Micheline Dumont, comme bon nombre d’historiennes qu’admire Camille Robert, a travaillé à faire connaître la pensée féministe et à faire sortir de l’ombre l’histoire des femmes. Elle mentionne également Andrée Lévesque, Denyse Baillargeon et Louise Toupin, avec qui elle a collaboré à l’élaboration de Travail invisible : portraits d’une lutte féministe inachevée, un recueil de textes paru en 2018 aux Éditions du remue-ménage.

« Une comète »

La militante et politologue Louise Toupin dit avoir beaucoup aimé travailler avec Camille Robert, qui l’a d’abord contactée pour ses recherches de mémoire et lui a ensuite proposé de produire le recueil de texte. « Nous étions sur la même longueur d’onde malgré le nombre d’années qui nous séparentーplus d’une génération!

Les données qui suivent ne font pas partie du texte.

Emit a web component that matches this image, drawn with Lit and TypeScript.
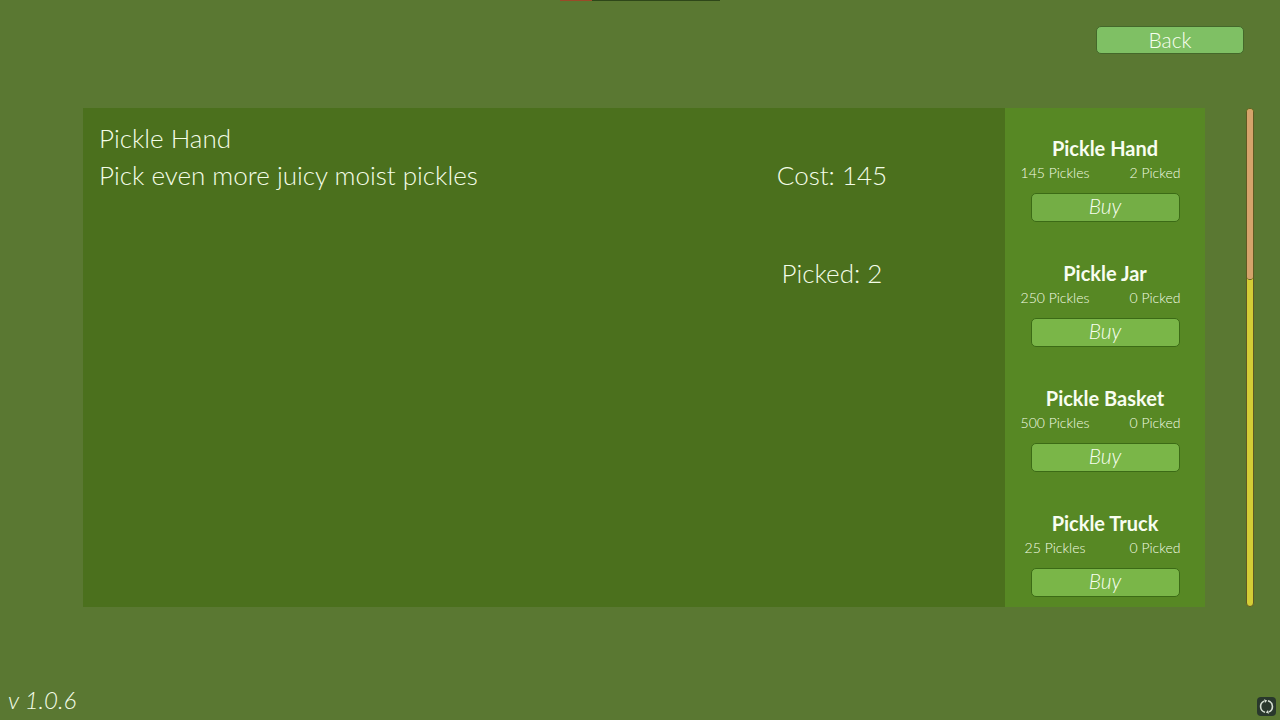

Il me plaît de penser que par-delà cette distance elle peut être, quelque part, ma fille spirituelle… et je ne peux que m’en réjouir », fait savoir Mme Toupin.

Décrivant l’étudiante comme « une comète », la chercheuse souligne l’efficacité avec laquelle celle-ci travaille. « Débuté au début de l’été 2017, notre livre sortait des presses avec ses douze chapitres en septembre 2018 », raconte-t-elle.

Louise Toupin n’est pas la seule à lancer des fleurs à l’historienne. Selon Martin Petitclerc, Camille Robert est une chercheuse respectée, qui est capable de s’adapter à tout public. « Elle a vraiment un don aussi pour la vulgarisation, ce qui explique sa capacité à s’adresser à plusieurs groupes », souligne-t-il.

Sa capacité à mobiliser les gens pour mener à bien un projet, son ouverture d’esprit et son dynamisme font de Camille Robert une personne engagée et engageante, selon l’historien. « Elle va apporter une belle contribution à notre compréhension de l’histoire, notamment l’histoire sociale du Québec », estime-t-il.